What you are asked to do: Assemble all lines in which the string "TypeScript" appears.

Listed entries:
-*-*-
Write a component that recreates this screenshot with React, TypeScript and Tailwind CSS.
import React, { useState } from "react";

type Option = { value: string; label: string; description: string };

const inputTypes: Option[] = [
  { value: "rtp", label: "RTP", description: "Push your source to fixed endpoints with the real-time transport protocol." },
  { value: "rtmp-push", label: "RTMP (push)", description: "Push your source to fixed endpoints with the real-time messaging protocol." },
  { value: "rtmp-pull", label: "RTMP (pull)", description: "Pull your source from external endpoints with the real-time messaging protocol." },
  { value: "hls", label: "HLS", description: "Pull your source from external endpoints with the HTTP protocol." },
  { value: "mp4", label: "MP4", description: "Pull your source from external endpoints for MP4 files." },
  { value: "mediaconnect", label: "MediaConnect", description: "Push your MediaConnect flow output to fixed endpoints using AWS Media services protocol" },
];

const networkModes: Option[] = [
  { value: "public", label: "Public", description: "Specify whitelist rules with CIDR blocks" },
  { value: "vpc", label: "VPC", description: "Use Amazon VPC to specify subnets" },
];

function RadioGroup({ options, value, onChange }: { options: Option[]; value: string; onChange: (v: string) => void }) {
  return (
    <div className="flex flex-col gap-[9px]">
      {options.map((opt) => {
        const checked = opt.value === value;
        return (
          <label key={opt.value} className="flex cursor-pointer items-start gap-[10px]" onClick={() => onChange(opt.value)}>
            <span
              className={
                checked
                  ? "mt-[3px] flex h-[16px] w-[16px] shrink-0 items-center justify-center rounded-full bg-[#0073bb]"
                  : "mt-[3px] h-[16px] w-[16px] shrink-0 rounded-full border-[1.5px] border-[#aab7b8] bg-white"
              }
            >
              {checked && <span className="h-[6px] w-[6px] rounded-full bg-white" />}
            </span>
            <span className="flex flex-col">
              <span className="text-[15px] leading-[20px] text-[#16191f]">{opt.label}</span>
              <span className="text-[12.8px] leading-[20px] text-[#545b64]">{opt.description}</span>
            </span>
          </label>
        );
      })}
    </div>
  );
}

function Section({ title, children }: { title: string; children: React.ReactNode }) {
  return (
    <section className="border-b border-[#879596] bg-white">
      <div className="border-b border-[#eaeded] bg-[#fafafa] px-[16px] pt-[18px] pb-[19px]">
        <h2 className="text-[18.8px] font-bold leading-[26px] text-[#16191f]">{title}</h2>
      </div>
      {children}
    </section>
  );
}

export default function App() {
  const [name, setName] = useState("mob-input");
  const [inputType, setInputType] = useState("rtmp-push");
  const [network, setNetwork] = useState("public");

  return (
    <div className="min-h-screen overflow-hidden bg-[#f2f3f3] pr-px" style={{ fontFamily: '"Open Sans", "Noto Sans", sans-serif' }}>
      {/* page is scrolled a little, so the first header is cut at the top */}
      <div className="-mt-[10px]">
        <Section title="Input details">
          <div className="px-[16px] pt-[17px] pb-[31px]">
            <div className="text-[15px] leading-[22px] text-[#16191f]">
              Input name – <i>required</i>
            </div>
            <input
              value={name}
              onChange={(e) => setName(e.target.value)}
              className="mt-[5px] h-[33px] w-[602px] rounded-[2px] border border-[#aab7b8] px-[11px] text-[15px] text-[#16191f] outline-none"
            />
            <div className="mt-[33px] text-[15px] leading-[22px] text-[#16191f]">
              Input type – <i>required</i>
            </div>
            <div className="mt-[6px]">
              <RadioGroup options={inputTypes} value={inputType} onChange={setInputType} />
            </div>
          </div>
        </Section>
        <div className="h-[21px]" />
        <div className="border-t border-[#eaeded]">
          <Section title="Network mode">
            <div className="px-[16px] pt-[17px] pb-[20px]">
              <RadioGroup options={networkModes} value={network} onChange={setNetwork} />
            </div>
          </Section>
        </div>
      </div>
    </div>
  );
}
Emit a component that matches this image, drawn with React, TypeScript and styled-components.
-*-*-
Exercise solution:
Write a component that recreates this screenshot with React, TypeScript and Tailwind CSS.
Emit a component that matches this image, drawn with React, TypeScript and styled-components.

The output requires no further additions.